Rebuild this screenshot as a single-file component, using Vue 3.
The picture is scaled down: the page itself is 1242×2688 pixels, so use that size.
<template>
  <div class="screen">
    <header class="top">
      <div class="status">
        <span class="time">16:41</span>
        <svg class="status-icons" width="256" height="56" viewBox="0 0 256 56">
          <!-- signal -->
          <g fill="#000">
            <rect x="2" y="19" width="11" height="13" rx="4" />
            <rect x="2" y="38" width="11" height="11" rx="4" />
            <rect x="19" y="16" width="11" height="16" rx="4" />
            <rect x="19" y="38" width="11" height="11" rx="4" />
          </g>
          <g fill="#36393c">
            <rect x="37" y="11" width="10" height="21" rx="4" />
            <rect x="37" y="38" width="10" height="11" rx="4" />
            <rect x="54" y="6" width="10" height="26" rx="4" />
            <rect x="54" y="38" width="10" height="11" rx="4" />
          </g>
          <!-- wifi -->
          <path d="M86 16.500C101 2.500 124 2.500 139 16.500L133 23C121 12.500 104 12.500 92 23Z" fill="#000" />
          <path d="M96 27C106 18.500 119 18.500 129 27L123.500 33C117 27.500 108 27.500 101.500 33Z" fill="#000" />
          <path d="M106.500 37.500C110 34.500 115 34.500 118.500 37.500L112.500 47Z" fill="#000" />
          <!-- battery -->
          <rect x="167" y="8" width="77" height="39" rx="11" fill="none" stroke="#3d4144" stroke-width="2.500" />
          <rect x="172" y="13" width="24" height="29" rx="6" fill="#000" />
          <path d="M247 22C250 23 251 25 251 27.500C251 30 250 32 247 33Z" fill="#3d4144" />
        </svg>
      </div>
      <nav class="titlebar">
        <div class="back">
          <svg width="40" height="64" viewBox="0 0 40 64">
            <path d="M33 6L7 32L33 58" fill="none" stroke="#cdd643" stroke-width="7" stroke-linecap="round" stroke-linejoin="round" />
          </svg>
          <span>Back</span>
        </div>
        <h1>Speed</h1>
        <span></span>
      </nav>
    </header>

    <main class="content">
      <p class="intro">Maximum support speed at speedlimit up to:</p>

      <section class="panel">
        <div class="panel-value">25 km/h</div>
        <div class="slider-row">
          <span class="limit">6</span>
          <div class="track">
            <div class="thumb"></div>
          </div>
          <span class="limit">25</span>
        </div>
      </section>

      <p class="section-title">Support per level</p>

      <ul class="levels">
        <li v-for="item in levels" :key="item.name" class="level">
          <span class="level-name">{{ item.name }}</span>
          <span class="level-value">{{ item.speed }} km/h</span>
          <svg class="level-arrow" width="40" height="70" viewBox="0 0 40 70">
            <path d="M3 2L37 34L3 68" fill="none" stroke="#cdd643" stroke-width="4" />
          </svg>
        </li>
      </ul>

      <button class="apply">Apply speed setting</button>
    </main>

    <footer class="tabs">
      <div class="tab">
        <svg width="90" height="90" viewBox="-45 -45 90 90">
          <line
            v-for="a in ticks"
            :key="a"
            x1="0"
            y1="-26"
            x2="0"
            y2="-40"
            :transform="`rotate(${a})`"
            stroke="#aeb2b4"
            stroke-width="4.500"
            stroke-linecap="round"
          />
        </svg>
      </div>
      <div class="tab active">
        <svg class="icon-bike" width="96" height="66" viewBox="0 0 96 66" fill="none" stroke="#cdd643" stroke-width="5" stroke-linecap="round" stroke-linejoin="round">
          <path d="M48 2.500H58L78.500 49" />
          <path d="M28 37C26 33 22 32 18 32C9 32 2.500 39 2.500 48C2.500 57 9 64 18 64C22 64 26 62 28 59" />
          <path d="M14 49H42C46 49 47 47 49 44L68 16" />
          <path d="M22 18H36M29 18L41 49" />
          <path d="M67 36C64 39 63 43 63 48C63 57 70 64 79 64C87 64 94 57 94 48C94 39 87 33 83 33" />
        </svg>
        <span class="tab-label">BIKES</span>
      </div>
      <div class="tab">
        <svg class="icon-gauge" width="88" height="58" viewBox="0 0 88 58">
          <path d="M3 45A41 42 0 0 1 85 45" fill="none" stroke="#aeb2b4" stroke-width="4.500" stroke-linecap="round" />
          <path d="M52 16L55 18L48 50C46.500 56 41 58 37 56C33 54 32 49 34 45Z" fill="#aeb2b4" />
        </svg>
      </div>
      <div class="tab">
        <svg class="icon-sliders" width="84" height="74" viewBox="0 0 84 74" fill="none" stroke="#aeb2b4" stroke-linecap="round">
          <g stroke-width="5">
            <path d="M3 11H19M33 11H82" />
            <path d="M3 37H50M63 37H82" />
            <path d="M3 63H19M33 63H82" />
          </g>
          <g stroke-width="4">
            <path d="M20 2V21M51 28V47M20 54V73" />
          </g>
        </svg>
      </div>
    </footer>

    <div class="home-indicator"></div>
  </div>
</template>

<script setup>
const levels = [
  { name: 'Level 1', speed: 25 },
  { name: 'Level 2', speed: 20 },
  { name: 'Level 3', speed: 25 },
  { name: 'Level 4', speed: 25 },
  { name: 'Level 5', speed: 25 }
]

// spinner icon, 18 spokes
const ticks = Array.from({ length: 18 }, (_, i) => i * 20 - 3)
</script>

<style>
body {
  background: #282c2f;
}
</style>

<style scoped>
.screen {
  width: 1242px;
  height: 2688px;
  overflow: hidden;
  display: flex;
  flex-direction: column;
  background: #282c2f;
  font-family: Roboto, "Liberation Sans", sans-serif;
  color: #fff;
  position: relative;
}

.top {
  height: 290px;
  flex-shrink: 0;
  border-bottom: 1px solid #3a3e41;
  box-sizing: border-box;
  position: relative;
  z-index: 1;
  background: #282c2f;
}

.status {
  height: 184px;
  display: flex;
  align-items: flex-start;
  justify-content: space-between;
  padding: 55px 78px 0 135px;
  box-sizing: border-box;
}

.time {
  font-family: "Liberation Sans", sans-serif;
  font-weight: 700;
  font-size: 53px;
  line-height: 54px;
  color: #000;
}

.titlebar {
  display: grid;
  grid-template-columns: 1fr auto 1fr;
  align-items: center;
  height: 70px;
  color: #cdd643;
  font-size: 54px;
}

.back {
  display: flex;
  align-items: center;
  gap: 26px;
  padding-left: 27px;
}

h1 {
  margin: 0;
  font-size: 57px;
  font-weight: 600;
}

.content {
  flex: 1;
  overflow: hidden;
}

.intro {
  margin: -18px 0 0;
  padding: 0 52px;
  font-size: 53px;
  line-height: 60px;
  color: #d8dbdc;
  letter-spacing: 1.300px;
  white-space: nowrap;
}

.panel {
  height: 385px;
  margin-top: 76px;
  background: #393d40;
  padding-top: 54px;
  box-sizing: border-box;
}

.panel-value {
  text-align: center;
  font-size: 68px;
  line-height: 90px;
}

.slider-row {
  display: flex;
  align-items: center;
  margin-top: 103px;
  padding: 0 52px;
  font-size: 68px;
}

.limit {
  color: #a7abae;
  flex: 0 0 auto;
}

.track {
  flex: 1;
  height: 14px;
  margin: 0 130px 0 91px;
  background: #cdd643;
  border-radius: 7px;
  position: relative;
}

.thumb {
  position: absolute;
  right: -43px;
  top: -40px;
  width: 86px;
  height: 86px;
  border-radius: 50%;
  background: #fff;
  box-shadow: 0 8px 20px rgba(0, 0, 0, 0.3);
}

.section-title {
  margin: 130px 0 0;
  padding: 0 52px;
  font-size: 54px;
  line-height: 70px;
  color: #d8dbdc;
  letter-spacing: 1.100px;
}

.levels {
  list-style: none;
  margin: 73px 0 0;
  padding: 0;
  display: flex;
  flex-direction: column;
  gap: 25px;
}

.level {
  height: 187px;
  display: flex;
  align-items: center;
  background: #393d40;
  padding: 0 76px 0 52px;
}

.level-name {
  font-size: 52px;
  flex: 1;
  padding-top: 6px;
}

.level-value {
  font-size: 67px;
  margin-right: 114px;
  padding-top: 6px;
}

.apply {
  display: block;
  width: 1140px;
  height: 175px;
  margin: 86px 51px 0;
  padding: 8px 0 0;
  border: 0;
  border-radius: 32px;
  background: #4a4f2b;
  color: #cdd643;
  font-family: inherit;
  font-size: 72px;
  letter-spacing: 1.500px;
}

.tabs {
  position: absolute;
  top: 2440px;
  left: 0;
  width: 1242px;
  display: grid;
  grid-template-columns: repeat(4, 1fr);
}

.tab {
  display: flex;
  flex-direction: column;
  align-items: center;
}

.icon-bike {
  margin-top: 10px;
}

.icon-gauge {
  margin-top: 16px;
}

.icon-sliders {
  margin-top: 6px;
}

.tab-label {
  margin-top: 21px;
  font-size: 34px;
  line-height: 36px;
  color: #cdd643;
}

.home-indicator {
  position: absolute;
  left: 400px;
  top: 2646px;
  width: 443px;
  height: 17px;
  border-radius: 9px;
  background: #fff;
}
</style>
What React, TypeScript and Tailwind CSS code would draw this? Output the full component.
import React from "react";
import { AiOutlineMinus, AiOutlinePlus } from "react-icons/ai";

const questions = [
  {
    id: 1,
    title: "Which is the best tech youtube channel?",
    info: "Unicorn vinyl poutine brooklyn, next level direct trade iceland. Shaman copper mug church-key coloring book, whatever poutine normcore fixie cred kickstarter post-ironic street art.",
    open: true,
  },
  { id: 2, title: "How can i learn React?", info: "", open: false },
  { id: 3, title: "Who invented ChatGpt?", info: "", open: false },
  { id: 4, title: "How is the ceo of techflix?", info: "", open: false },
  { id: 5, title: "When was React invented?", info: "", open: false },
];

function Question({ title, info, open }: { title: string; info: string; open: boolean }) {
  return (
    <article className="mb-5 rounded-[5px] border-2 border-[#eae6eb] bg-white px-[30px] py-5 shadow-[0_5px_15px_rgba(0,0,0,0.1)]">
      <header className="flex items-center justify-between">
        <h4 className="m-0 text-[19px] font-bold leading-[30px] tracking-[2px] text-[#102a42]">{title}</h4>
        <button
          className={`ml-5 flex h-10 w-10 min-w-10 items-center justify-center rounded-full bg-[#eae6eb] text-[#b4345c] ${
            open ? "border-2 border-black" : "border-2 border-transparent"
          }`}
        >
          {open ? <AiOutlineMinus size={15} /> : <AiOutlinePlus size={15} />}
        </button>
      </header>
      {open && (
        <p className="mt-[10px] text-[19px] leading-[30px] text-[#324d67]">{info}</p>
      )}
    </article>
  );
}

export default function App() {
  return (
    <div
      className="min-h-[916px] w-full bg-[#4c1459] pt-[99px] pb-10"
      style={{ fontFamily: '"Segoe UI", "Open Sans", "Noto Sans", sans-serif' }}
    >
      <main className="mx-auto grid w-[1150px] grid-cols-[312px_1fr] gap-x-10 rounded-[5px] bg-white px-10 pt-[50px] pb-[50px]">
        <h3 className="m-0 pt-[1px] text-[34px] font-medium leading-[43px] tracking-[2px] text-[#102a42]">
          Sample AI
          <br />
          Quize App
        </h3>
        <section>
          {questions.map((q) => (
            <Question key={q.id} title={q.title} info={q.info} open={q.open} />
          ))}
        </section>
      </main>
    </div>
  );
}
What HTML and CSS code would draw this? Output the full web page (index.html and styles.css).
# # # # #
Task objective:
Count the lines that hold the string "component", and reply with that number alone.

Response to this task:
2